Pakistani-Indian Franciscan religious sister

Bridget Sequeira, FMCK, was a Pakistani-Indian religious sister who founded the Franciscan Missionaries of Christ the King, a missionary religious congregation for women, in Karachi, Pakistan, then India. It is currently headquartered in Goa, India.

==Early life==
Sequeira was born in Bushehr, Persia, on 12 December 1905. Her parents were Joao Felipe Sequeira and Matilda de Melo from the Sonarbhatt section of Saligao, in the District of North Goa, then part of Portuguese India, now part of the Republic of India.

In 1913 she was sent to Karachi, then still part of the British Raj, where she studied at St Joseph's Convent School and passed the Senior Cambridge examination in 1921. She then joined the staff of St Joseph’s School. She later passed the Secondary Teachers' Certificate Examination and went on to a teaching job at St Joseph's Convent School in the same city.

==Religious life==
In 1937 she founded the Congregation of the Franciscan Missionaries of Christ the King in Karachi, at JM3/574 Catholic Colony No. 2. This house was given to Mother Bridget by Anthony Venantius, in order to start the FMCK. They started growing and a convent was built in the same area, and they belong to St. Philomena's church, later named Christ The King. The congregation has grown and spread through various parts of India, Pakistan and Sharjah. In 1939 Sequeira was also elected as a member of the Municipal Council by the people of Karachi.

In 1946 Sequeira sailed to her ancestral city of Saligao, accompanied by three sisters of the congregation, landing in Goa on 13 May. They arrived at the house in Cotula where her aunt, Etelvina de Melo, operated St. Mary's Girls School, which had been founded in 1900 by Joshino Sequeira as the first English school for girls in Goa. Mother Bridget then took control of the school from her aunt. With this the Franciscan Missionaries became established in India.

Later the sisters would build their own modern structure on a hill in Donvaddo in Saligao, called the Lourdes Convent High School. It was built in three stages and finally completed in 1968.

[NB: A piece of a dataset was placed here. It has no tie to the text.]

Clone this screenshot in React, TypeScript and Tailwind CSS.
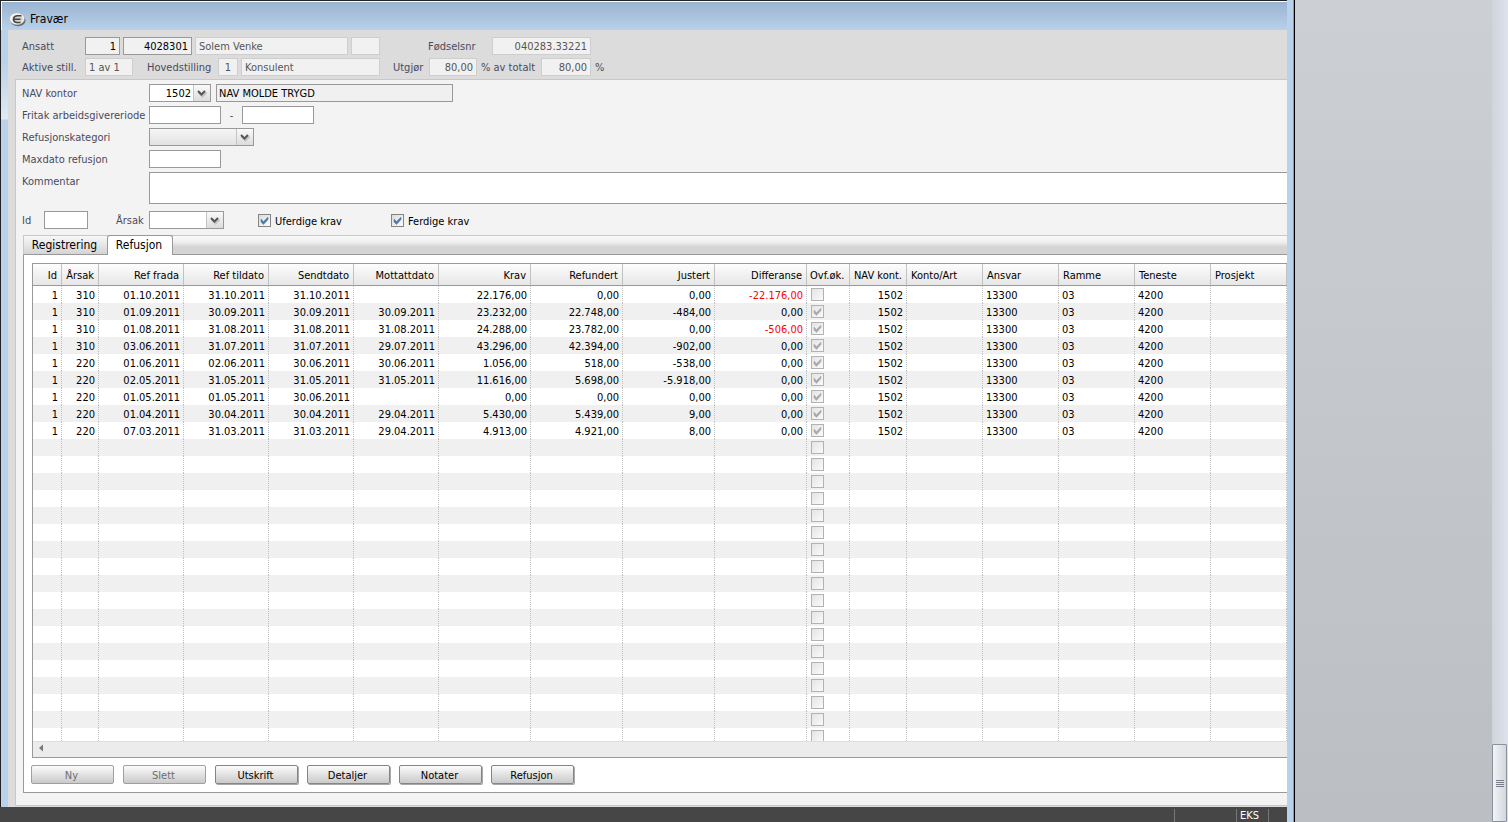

After stepping down from the office of Superior General, Mother Bridget came to St. Elizabeth's Convent in Pomburpa, Goa where she joined ranks and files and moved quietly into the life of the sisters in Pomburpa. The people there were keen on meeting her. She personally visited people who were ill or lonely and brought them comfort. Food was given generously to all in need. On 1 July 1987 Mother Bridget died in Christ the King Convent – Mother House in sector of Metropolitan Karachi.

==Legacy==
The congregation has constructed schools, orphanages, and hospitals, as well as homes for the aged and disabled. During their 10th General Chapter held in 2005, the sisters decided to move the motherhouse from Karachi to Old Goa and to divide the administration of the congregation into two provinces: the province of Saint Francis of Assisi in Pakistan and Saint Clare's Province in India, as well as three regions, which are expected to develop into full provinces.

In 2010 there were 61 sisters in Pakistan, still working in their various institutions and ministries under the congregation.